When Ghana became politically independent in 1957, the education system, thus; schools, colleges and universities, was purposely set up, primarily to produce skilled workforce for the young nation.
Also, research institutions were to support to sustain the industrialisation agenda for the crawling economy.
Largely, knowledge, science and technology became the foundation stone for the country’s economic growth and development strategic plan. Still up to now, more public and private universities have continued to spring up and surely each substantive region can now boast at least one polytechnic or a technical university.
Purposefully, our educational system needs to be in touch with its relevance and, therefore, make our graduates 21st Century problem solvers and not problems themselves. As a result, they should be made productive and efficient for our economic growth and development.
Sadly, majority of them rather become subjects of our economic woes and objects of social worries. It is the result of this national concern that a look at a contemporary alternative measure , for example, entrepreneurship education, to the situation becomes imperative at this material moment.
Crucially, entrepreneurship education, as a recent development, is found to present a contemporary solution to global graduate unemployment and that of Ghana, in particular.
It has been called for as a major policy intervention and a mandate to equip the youth with functional knowledge and skills in wealth creation.
Entrepreneurship education has the potential in setting up an eco-system that promotes innovation and strengthens the characters and attitudes of youth towards self-reliance and empowers them to gain self-confidence in pursuit of better vision.
Currently, the attention given to entrepreneurship education in Ghana is not without concern and the need for it to be intensely integrated into our national education system this time is evident.
Hence, the all-out campaign lately reveals that a great deal of interest has been shown to co-opt a successful entrepreneurship education system and expectations are really high.
Change of direction
Thus to establish a strong result-oriented educational eco-system in the country, the role and mode of operation of our schools and university systems must change to meet the status of the 21st Century systems.
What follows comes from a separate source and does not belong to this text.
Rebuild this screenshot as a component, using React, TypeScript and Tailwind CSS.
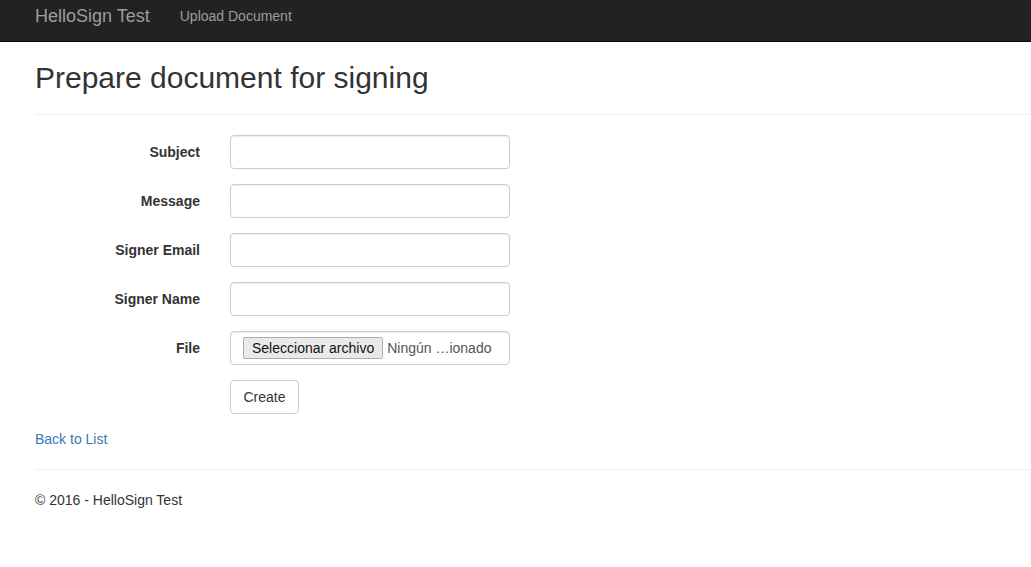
import React from "react";

const labels = ["Subject", "Message", "Signer Email", "Signer Name"];

export default function App() {
  return (
    <div className="min-h-[567px] bg-white text-[#333] text-[14px] leading-[20px]" style={{ fontFamily: '"Liberation Sans", Arial, sans-serif' }}>
      <nav className="h-[42px] bg-[#222] border-b border-[#080808] flex items-center pl-[35px]">
        <span className="text-[18px] leading-[20px] text-[#9d9d9d] mr-[30px] -mt-[10px]">HelloSign Test</span>
        <span className="text-[14px] leading-[20px] text-[#9d9d9d] -mt-[10px]">Upload Document</span>
      </nav>
      <div className="pl-[35px]">
        <h2 className="text-[30px] leading-[33px] font-normal mt-[19px] text-[#333]">Prepare document for signing</h2>
        <hr className="mt-[20px] mb-[20px] border-0 border-t border-[#eee]" />
        <div className="flex flex-col">
          {labels.map((l) => (
            <div key={l} className="flex mb-[15px]">
              <label className="w-[165px] text-right font-bold pt-[7px]">{l}</label>
              <div className="pl-[30px]">
                <div className="w-[280px] h-[34px] border border-[#ccc] rounded-[4px] shadow-[inset_0_1px_1px_rgba(0,0,0,0.075)]" />
              </div>
            </div>
          ))}
          <div className="flex mb-[15px]">
            <label className="w-[165px] text-right font-bold pt-[7px]">File</label>
            <div className="pl-[30px]">
              <div className="w-[280px] h-[34px] border border-[#ccc] rounded-[4px] flex items-center pl-[12px] shadow-[inset_0_1px_1px_rgba(0,0,0,0.075)]">
                <span className="h-[22px] px-[8px] bg-[#e9e9e9] border border-[#adadad] rounded-[2px] text-[14px] leading-[20px] text-[#111] flex items-center">Seleccionar archivo</span>
                <span className="ml-[4px] text-[14px] text-[#555]">Ningún …ionado</span>
              </div>
            </div>
          </div>
          <div className="flex mb-[15px]">
            <div className="w-[165px]" />
            <div className="pl-[30px]">
              <div className="h-[34px] w-[69px] border border-[#ccc] rounded-[4px] flex items-center justify-center text-[#333]">Create</div>
            </div>
          </div>
        </div>
        <div className="text-[#337ab7]">Back to List</div>
        <hr className="mt-[20px] mb-[20px] border-0 border-t border-[#eee]" />
        <p className="text-[#333]">© 2016 - HelloSign Test</p>
      </div>
    </div>
  );
}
Certainly, the new role of universities requires authorities to redesign the system to meet our high expectations in achieving results from our education.
We need an array of institutions that should be set up to coexist together in a very specific way to enable the system to bear results.
Each entity in the system, I must state, will need to support the existence of the other in a fine and complex balance to create a system whereby entrepreneurship and innovation are encouraged and reinforced to ensure self-sustainability.
Furthermore, results-oriented education system means introducing significant changes in core aspects of the existing curriculum and teaching approaches.
Consequently, those who will facilitate entrepreneurial training need to be properly trained to be facilitators of knowledge and skills during transfer rather than commanders in learning. To achieve this, education system developers and policymakers have to play a central role in the realisation of our expectations as a nation.
Universities and entrepreneurship
In particular, universities responsibilities to society have now gone beyond just teaching and basic research to include a direct contribution to economic growth and development through commercial value creation in industry. Certainly, this development has called for the concept of entrepreneurship and innovation to be introduced and emphasised in our educational system right from basic education to the tertiary level.
To respond accordingly, our universities can put entrepreneurship at the centre of their operations because they are well positioned to train students to develop entrepreneurial skills and capabilities while on campuses. Also, in pursuit of entrepreneurial objectives, universities can engage stakeholders within and outside their local areas to create enabling and supportive institutional environment for innovation and entrepreneurship to prevail.
That is not all, they can develop the right leadership, create the right entrepreneurial mindsets and visions with a culture of incentives to provide the needed mechanisms and support for entrepreneurship. Moreover, tertiary institutions can take the lead in new ventures creation through commercialisation of intellectual property by spinning out companies and also to generate more funds internally.
For universities to fulfil their new roles as local development and innovation champions, they can also go ahead to establish innovation centres, incubators so that the public can equally spin in, and offer practicable entrepreneurship education to facilitate the growth of effective entrepreneurial eco-systems in all regions.
In essence, more contemporary development models accord entrepreneurship a more active role in generating economic prosperity and this system should bring it to the doorsteps of local institutions to take responsibility. In principle, universities can contribute principally in different forms to the establishment of entrepreneurial eco-system to bring unemployment figures down.
The writer is a consultant in entrepreneurship and business development and an expert in university-industry interaction, knowledge transfer and innovation.